Utah Supreme Court Says Attorney “Unreasonably Delayed” Seeking Releif From Injunction

In a related case, the Utah Supreme Court held that the attorney had:

[U]nreasonably delayed seeking extraordinary relief from the Injunction, the Disgorgement Order, and the denial of his Motion to Vacate. He also failed to pursue the plain, speedy, and adequate remedy of seeking intervention and direct appeal of the denial of his Motion for Relief from Judgment.  We therefore deny Gilbert’s petition for extraordinary relief.

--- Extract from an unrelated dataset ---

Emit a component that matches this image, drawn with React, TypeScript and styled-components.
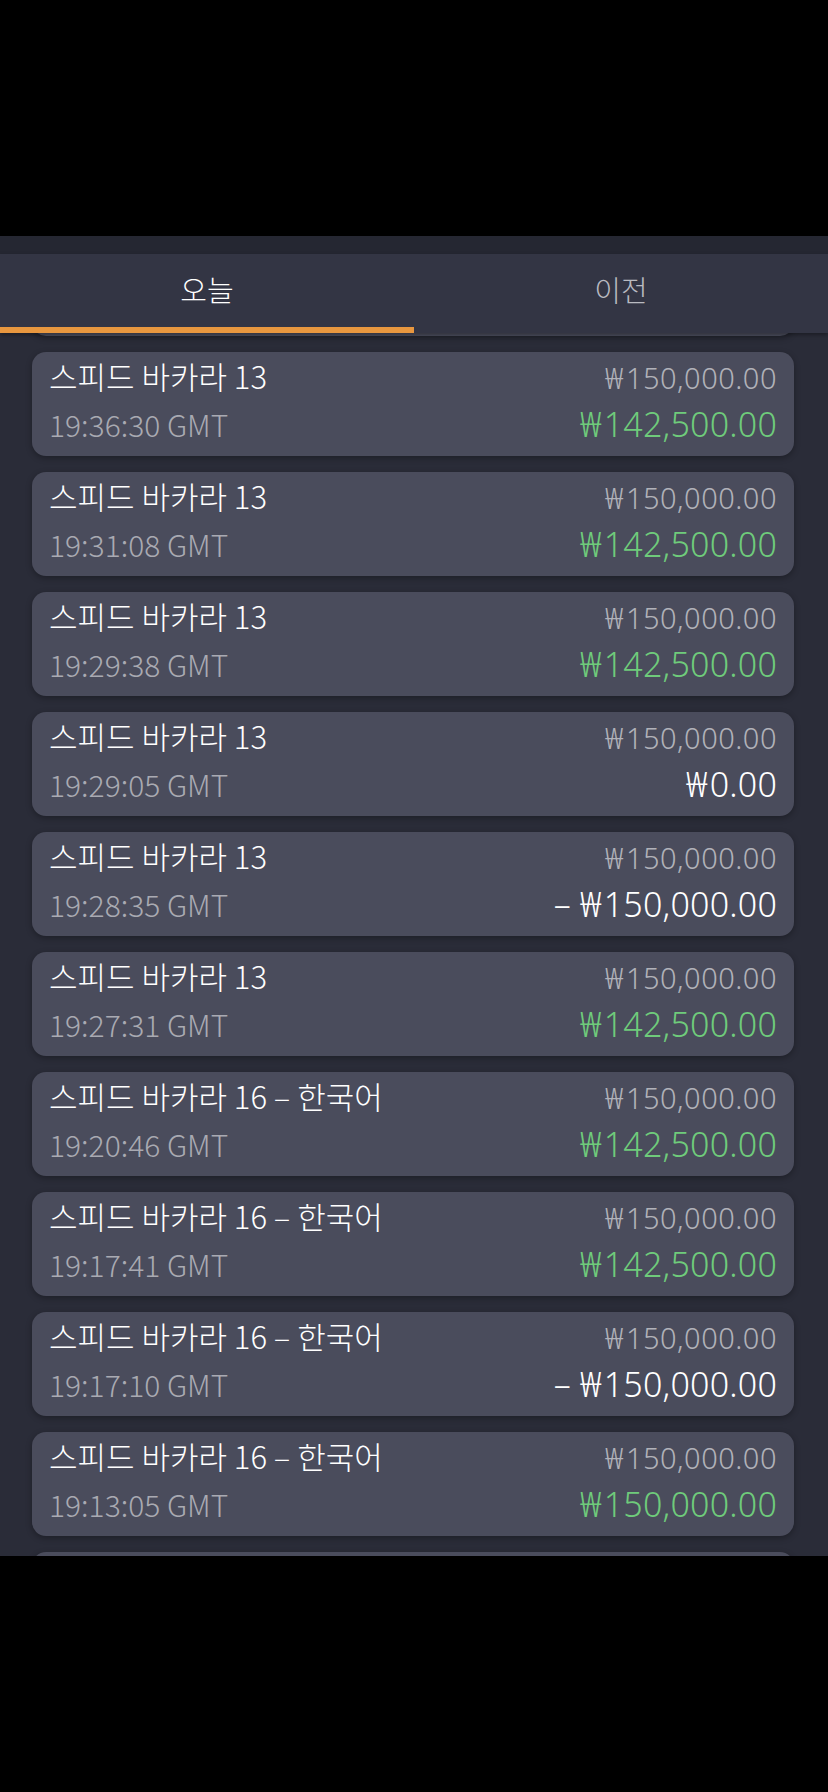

Attorney’s Lack of Remorse Meant Disbarment

As a result of the two cases described above, the disbarred attorney is now seemingly out of options, and is resigned to the fact that he can no longer practice law.  Most notably, the Utah Supreme Court said it was the attorney’s “lack of remorse and his unwillingness to recognize his actions’ consequences” that made disbarment especially compelling.  Likewise, the court took issue with the fact that at no point had the attorney acknowledged the duty of attorneys to comply with court orders.  Who knows, if the attorney had been remorseful, and/or complied with either of the disgorgement orders, then he might still be practicing law today.  However, that is all water under the bridge now following the Utah Supreme Court’s decisions.